**Required work**
Reproduce all the lines exactly as they stand, apart from the pictures.
─── Given information ───
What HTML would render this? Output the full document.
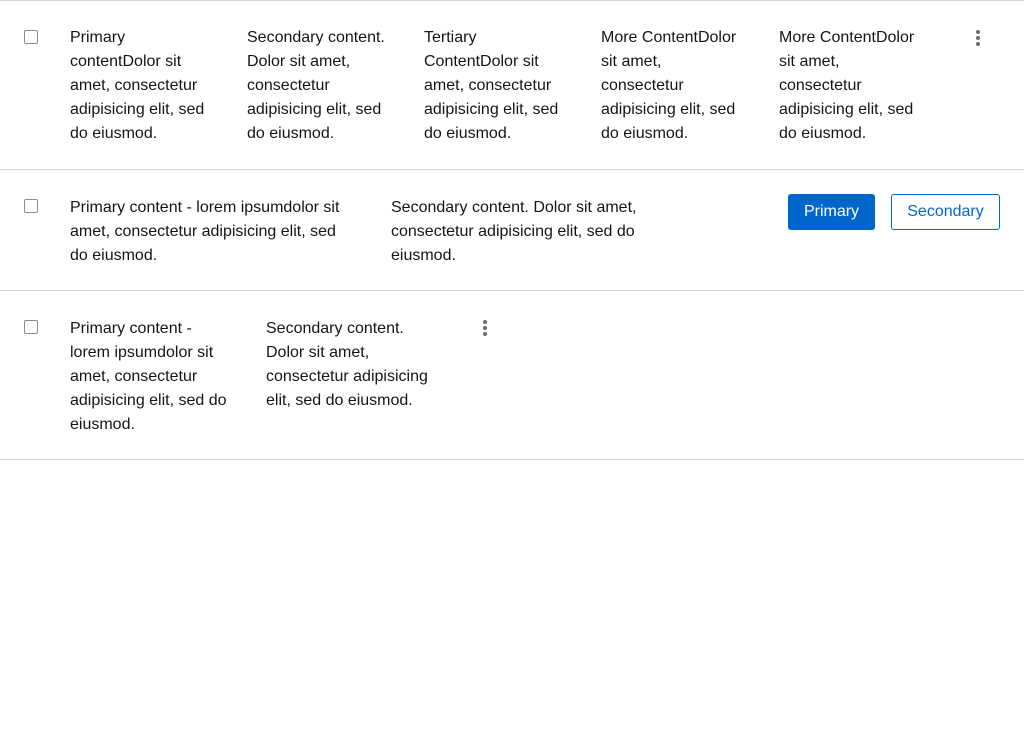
<!DOCTYPE html>
<html><head><style>
body{margin:0;width:1024px;height:730px;background:#fff;font-family:"Liberation Sans",sans-serif;font-size:16px;line-height:24px;color:#151515;position:relative;overflow:hidden}
.l{position:absolute;left:0;width:1024px;height:1px;background:#d2d2d2}
.t{position:absolute;white-space:nowrap}
.cb{position:absolute;left:24px;width:12px;height:12px;border:1px solid #8a8d90;border-radius:2px;background:#fff}
.k{position:absolute;width:4px}
.k i{display:block;width:4px;height:4px;border-radius:50%;background:#6a6e73;margin-bottom:2px}
.btn{position:absolute;top:194px;height:36px;box-sizing:border-box;border-radius:3px;font-size:16px;text-align:center}
</style></head><body>
<div class="l" style="top:0"></div>
<div class="l" style="top:169px"></div>
<div class="l" style="top:290px"></div>
<div class="l" style="top:459px"></div>

<div class="cb" style="top:30px"></div>
<div class="t" style="left:70px;top:26px">Primary<br>contentDolor sit<br>amet, consectetur<br>adipisicing elit, sed<br>do eiusmod.</div>
<div class="t" style="left:247px;top:26px">Secondary content.<br>Dolor sit amet,<br>consectetur<br>adipisicing elit, sed<br>do eiusmod.</div>
<div class="t" style="left:424px;top:26px">Tertiary<br>ContentDolor sit<br>amet, consectetur<br>adipisicing elit, sed<br>do eiusmod.</div>
<div class="t" style="left:601px;top:26px">More ContentDolor<br>sit amet,<br>consectetur<br>adipisicing elit, sed<br>do eiusmod.</div>
<div class="t" style="left:779px;top:26px">More ContentDolor<br>sit amet,<br>consectetur<br>adipisicing elit, sed<br>do eiusmod.</div>
<div class="k" style="left:976px;top:30px"><i></i><i></i><i></i></div>

<div class="cb" style="top:199px"></div>
<div class="t" style="left:70px;top:196px">Primary content - lorem ipsumdolor sit<br>amet, consectetur adipisicing elit, sed<br>do eiusmod.</div>
<div class="t" style="left:391px;top:196px">Secondary content. Dolor sit amet,<br>consectetur adipisicing elit, sed do<br>eiusmod.</div>
<div class="btn" style="left:788px;width:87px;background:#0066cc;color:#fff;line-height:36px">Primary</div>
<div class="btn" style="left:891px;width:109px;border:1px solid #0066cc;color:#0066cc;line-height:34px">Secondary</div>

<div class="cb" style="top:320px"></div>
<div class="t" style="left:70px;top:317px">Primary content -<br>lorem ipsumdolor sit<br>amet, consectetur<br>adipisicing elit, sed do<br>eiusmod.</div>
<div class="t" style="left:266px;top:317px">Secondary content.<br>Dolor sit amet,<br>consectetur adipisicing<br>elit, sed do eiusmod.</div>
<div class="k" style="left:483px;top:320px"><i></i><i></i><i></i></div>
</body></html>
───
**Written solution**
What HTML would render this? Output the full document.
<!DOCTYPE html>
<html><head><style>
body{margin:0;width:1024px;height:730px;background:#fff;font-family:"Liberation Sans",sans-serif;font-size:16px;line-height:24px;color:#151515;position:relative;overflow:hidden}
.l{position:absolute;left:0;width:1024px;height:1px;background:#d2d2d2}
.t{position:absolute;white-space:nowrap}
.cb{position:absolute;left:24px;width:12px;height:12px;border:1px solid #8a8d90;border-radius:2px;background:#fff}
.k{position:absolute;width:4px}
.k i{display:block;width:4px;height:4px;border-radius:50%;background:#6a6e73;margin-bottom:2px}
.btn{position:absolute;top:194px;height:36px;box-sizing:border-box;border-radius:3px;font-size:16px;text-align:center}
</style></head><body>
<div class="l" style="top:0"></div>
<div class="l" style="top:169px"></div>
<div class="l" style="top:290px"></div>
<div class="l" style="top:459px"></div>

<div class="cb" style="top:30px"></div>
<div class="t" style="left:70px;top:26px">Primary<br>contentDolor sit<br>amet, consectetur<br>adipisicing elit, sed<br>do eiusmod.</div>
<div class="t" style="left:247px;top:26px">Secondary content.<br>Dolor sit amet,<br>consectetur<br>adipisicing elit, sed<br>do eiusmod.</div>
<div class="t" style="left:424px;top:26px">Tertiary<br>ContentDolor sit<br>amet, consectetur<br>adipisicing elit, sed<br>do eiusmod.</div>
<div class="t" style="left:601px;top:26px">More ContentDolor<br>sit amet,<br>consectetur<br>adipisicing elit, sed<br>do eiusmod.</div>
<div class="t" style="left:779px;top:26px">More ContentDolor<br>sit amet,<br>consectetur<br>adipisicing elit, sed<br>do eiusmod.</div>
<div class="k" style="left:976px;top:30px"><i></i><i></i><i></i></div>

<div class="cb" style="top:199px"></div>
<div class="t" style="left:70px;top:196px">Primary content - lorem ipsumdolor sit<br>amet, consectetur adipisicing elit, sed<br>do eiusmod.</div>
<div class="t" style="left:391px;top:196px">Secondary content. Dolor sit amet,<br>consectetur adipisicing elit, sed do<br>eiusmod.</div>
<div class="btn" style="left:788px;width:87px;background:#0066cc;color:#fff;line-height:36px">Primary</div>
<div class="btn" style="left:891px;width:109px;border:1px solid #0066cc;color:#0066cc;line-height:34px">Secondary</div>

<div class="cb" style="top:320px"></div>
<div class="t" style="left:70px;top:317px">Primary content -<br>lorem ipsumdolor sit<br>amet, consectetur<br>adipisicing elit, sed do<br>eiusmod.</div>
<div class="t" style="left:266px;top:317px">Secondary content.<br>Dolor sit amet,<br>consectetur adipisicing<br>elit, sed do eiusmod.</div>
<div class="k" style="left:483px;top:320px"><i></i><i></i><i></i></div>
</body></html>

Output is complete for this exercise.